E outro fator importante, o que as cervejarias, o mercado está produzindo que realmente nos leve a considerar um estilo e por consequência uma escola que pertença esse estilo.

A procura de uma identidade

Nessa angústia de buscar uma identidade ou criar estilos, podemos desenvolver algo vazio, mecânico que não é organicamente funcional, muito ainda envolvido como a influência americana.

Como criar uma identidade brasileira diante de um massacre cultural que sofremos constantemente?

Ao observarmos com cuidado muito tem sido feito para construir essa identidade de fato. Como por exemplo a Catharina Sour, estilo brasileiro com frutas regionais que tem tomado conta do mercado brasileiro e em alguns lugares fora do país.

Será que seria daí a nossa característica principal? Nossa vasta gama de material para desenvolver receitas tendo como base estilos já consagrados? Talvez sim, talvez não.

Nação Cervejeira

Nação Cervejeira

Lembrei de uma palavra que a Bia Amorim cita na sua parte no Guia de Sommelieria de Cervejas quando ela trata justamente de uma Escola Brasileira: Descolonização.

Um país é integralmente independente quando ele rompe barreiras não só políticas, mas ideológicas em busca de uma identidade própria, única, insolúvel.

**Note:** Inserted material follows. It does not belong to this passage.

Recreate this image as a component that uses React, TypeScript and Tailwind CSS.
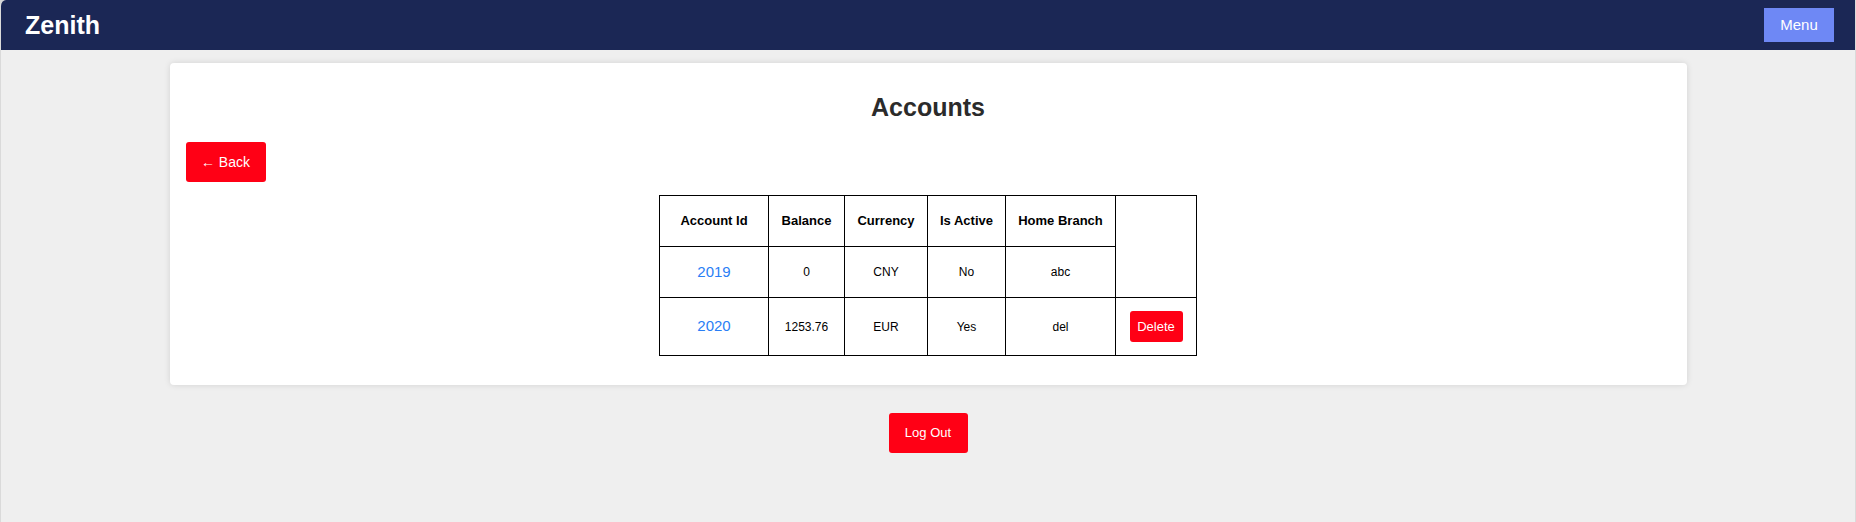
import React from "react"

const accounts = [
  { id: "2019", balance: "0", currency: "CNY", active: "No", branch: "abc", canDelete: false },
  { id: "2020", balance: "1253.76", currency: "EUR", active: "Yes", branch: "del", canDelete: true },
]

export default function App() {
  const font = { fontFamily: '"Liberation Sans", Arial, sans-serif' }

  return (
    <div className="w-[1856px] h-[522px] bg-[#d6d6d6]" style={font}>
      <div className="h-full bg-[#efefef] rounded-tl-[6px] overflow-hidden border-x border-[#dadada]">
        {/* Header */}
        <header className="h-[50px] bg-[#1b2755] flex items-center justify-between pl-[24px] pr-[21px]">
          <span className="text-white text-[25px] font-bold leading-none">Zenith</span>
          <button className="w-[70px] h-[34px] bg-[#6e88f5] text-white text-[15px]">Menu</button>
        </header>

        {/* Card */}
        <div className="mx-auto mt-[13px] w-[1517px] bg-white rounded-[4px] shadow-[0_0_6px_rgba(0,0,0,0.12)] px-[16px] pt-[29px] pb-[29px]">
          <h2 className="text-center text-[25px] font-bold text-[#2b2b2b] leading-[30px]">Accounts</h2>

          <button className="mt-[20px] w-[80px] h-[40px] bg-[#ff0015] text-white text-[14px] rounded-[3px]">
            ← Back
          </button>

          <div className="flex justify-center mt-[13px]">
            <table className="table-fixed w-[537px] border-collapse border border-black text-[12px] text-black text-center">
              <colgroup>
                <col className="w-[109px]" />
                <col className="w-[76px]" />
                <col className="w-[83px]" />
                <col className="w-[78px]" />
                <col className="w-[110px]" />
                <col className="w-[81px]" />
              </colgroup>
              <thead>
                <tr className="h-[51px]">
                  <th className="border border-black font-bold text-[13px]">Account Id</th>
                  <th className="border border-black font-bold text-[13px]">Balance</th>
                  <th className="border border-black font-bold text-[13px]">Currency</th>
                  <th className="border border-black font-bold text-[13px]">Is Active</th>
                  <th className="border border-black font-bold text-[13px]">Home Branch</th>
                </tr>
              </thead>
              <tbody>
                {accounts.map((a) =>
                  a.canDelete ? (
                    <tr key={a.id} className="h-[58px]">
                      <td className="border border-black">
                        <a className="text-[15px] text-[#2a7ef5]">{a.id}</a>
                      </td>
                      <td className="border border-black">{a.balance}</td>
                      <td className="border border-black">{a.currency}</td>
                      <td className="border border-black">{a.active}</td>
                      <td className="border border-black">{a.branch}</td>
                      <td className="border border-black">
                        <button className="w-[53px] h-[31px] bg-[#ff0015] text-white text-[13px] rounded-[3px] align-middle">
                          Delete
                        </button>
                      </td>
                    </tr>
                  ) : (
                    <tr key={a.id} className="h-[51px]">
                      <td className="border border-black">
                        <a className="text-[15px] text-[#2a7ef5]">{a.id}</a>
                      </td>
                      <td className="border border-black">{a.balance}</td>
                      <td className="border border-black">{a.currency}</td>
                      <td className="border border-black">{a.active}</td>
                      <td className="border border-black">{a.branch}</td>
                    </tr>
                  )
                )}
              </tbody>
            </table>
          </div>
        </div>

        <div className="flex justify-center mt-[28px]">
          <button className="w-[79px] h-[40px] bg-[#ff0015] text-white text-[13px] rounded-[3px]">Log Out</button>
        </div>
      </div>
    </div>
  )
}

É preciso pensar como nação cervejeira, não como um arremedo de algo estrangeiro, algo fora de nós. Construir uma identidade parte de nos conhecermos como país produtor e criador de cerveja e não meros receptáculos e reprodutores.

Aqui cabe uma diferença entre copiar ou somente reproduzir, colocar um marketing em cima e outra nos inspirar, buscar algo fora de nós que nos identificamos e recriamos ao nosso gosto.
Não necessariamente uma única e exclusiva identidade, mas muitas, plural.

Precisamos criar uma representatividade de matizes culturais de um país continental como o nosso.
Se vamos afirmar que um estilo nasce de aspectos históricos e socioculturais de um país, que é multicultural, então nada mais justo que termos uma colcha de retalhos que desenvolvem fatores tecnológicos, sociológicos e culturais para desenvolver determinado tipo de estilo de cerveja.

Nossa brasilidade

E essa nossa colcha de retalhos não está apenas em criar estilos, mas também em produzir cervejas com a nossa cara.

Cervejas como as desenvolvidas pela Cozalinda de Florianópolis (SC), que buscando o seu terroir nos entrega cervejas com acidez, complexas com o uso de mandioca, como sua cerveja Lambioca, uma Wild Ale onde sempre usam mandioca na receita e leveduras selvagens locais. Assim também como a Zalaz (MG) que também usa leveduras locais selvagens da região da Mantiqueira.

No uso de frutas, adjuntos e madeiras brasileiras temos criado nossa brasilidade também, pegando como base estilos clássicos e colocando nosso tempero próprio.

Exemplos disso não faltam: Carvoeira da Lohn Bier, uma das cervejas mais premiadas do país, que leva candy sugar, funghi secchi e cumaru (a baunilha brasileira); a Way Amburana Lager , maturada em barril de amburana cearense, madeira muito usada em produção de cachaça; a Cauim é outra referência, uma pilsen de origem mas com adição de mandioca, criando uma referência a cultura indígena.

E existem muitos outros exemplos. E o que isso significa? Significa que, até de certa forma, ainda estamos nos redescobrindo, nos encontrando com toda nossa brasilidade.